Payroll is a top concern of business owners, he says, so B of A offers a payroll product in addition to other merchant services. Small business specialists are available in many of the bank’s branches to guide customers in which products and services they might need.
Wilson Helps Veterans Swim
Into Their Own Businesses
![]() A.J. Wilson |
Alonza James (A.J.) Wilson was enjoying success as a headhunter in the mid-80s when he bought a house with a pool. Not long after, Wilson asked a man servicing the pool what the pool business required.
“I liked my job but it took a lot of time,” says Wilson, a disabled Vietnam veteran and Purple Heart recipient. “So when he told me what I could make doing pools, I started right away.”
Founded in 1985, Wilson’s Like New Pool Cleaning and Repair Service Inc. is not only a lucrative venture for Wilson, it’s an example of how disabled veterans can create a flourishing business if they know where to turn. For many vets, it’s Wilson who provides that direction.
“I live to make people and veterans themselves aware of their just due,” he says about available assistance.
To further that effort, Wilson serves on the board of the San Diego chapter of the Service-Disabled Veteran-Owned Business (SDVOB) network, and was a coordinator of the first National Convention of Small Disabled Veterans Businesses, held in San Diego. He expects 500 attendees at the group’s fourth annual conclave this August at West Point, N.Y.
Gender, Race Not Factors In
Lattimore’s Success Construct
![]() Aldrica Lattimore |
After 13 years as president and CEO of Accurate Engineering, Aldrica Lattimore can chuckle about her company’s early days when she was not the typical construction firm representative.
“When people saw me coming, you could see the ‘oh, no’ on their faces,” she says about the male-dominated industry. “My husband or brother got the most eye contact in meetings. I got the least.”
In addition to being a woman, Lattimore faced more potential prejudice as an African-American. She says both characteristics are anything but excuses when it comes to growing her business, which was named Women-Owned Small Business of the Year.
“I make a tremendous effort not to focus on being black or a woman for why a door doesn’t open,” she says. “Instead, I do an assessment of myself and the company and try to figure out where we can do better.”
Aware of the challenges, Lattimore is eager to introduce construction as a viable career option for anyone willing to work hard.
“We have women out there in the field,” she says. “And we heavily recruit women for our internships. They think they’re going to come help file but we get them fully involved in project management.”
Ridding Social Ills Is No
Small Change for Jordan
![]() Jeffrey Jordan |
Jeffrey W. Jordan, president and founder of Rescue Social Change Group, estimates that federal and state governments and nonprofit organizations needlessly spend more than $5 billion a year on social change campaigns that are dispersed among consultants and advertising and public relations companies.

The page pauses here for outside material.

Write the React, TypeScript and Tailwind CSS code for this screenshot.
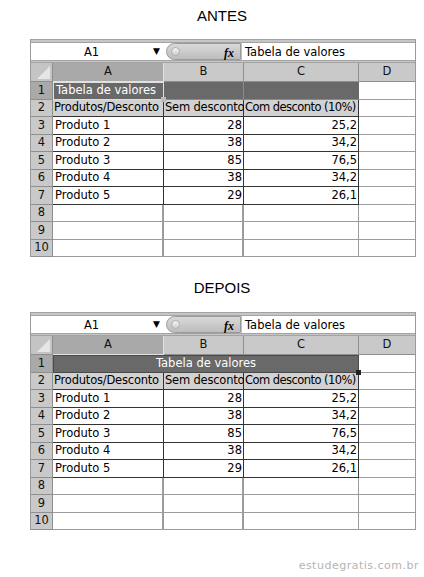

He calls these “feel-good” campaigns that fail to focus on what he calls the “unique needs of social and behavior change initiatives.”
At Rescue Social Change Group, says Jordan, “We develop strategies that help governments and organizations change segments of the population for the greater good.”
The Peruvian-born Jordan, winner of the San Diego SBA’s Young Entrepreneur of the Year award for 2007, received the same award in 2005 from the Rhode Island and New England SBA district.
Jordan, 23, launched Rescue Productions, the former name of his company, when he was 17. His first campaign was an effort to reduce teenage smoking rates in Las Vegas. Jordan says youth smoking in Las Vegas fell to 18 percent in 2005 from 33 percent in 2001. The company is working on a similar tobacco prevention program for Virginia and Chicago. “It’s always people who are most concerned about their social success who end up smoking,” says Jordan. “Our campaigns attempt to break this connection.”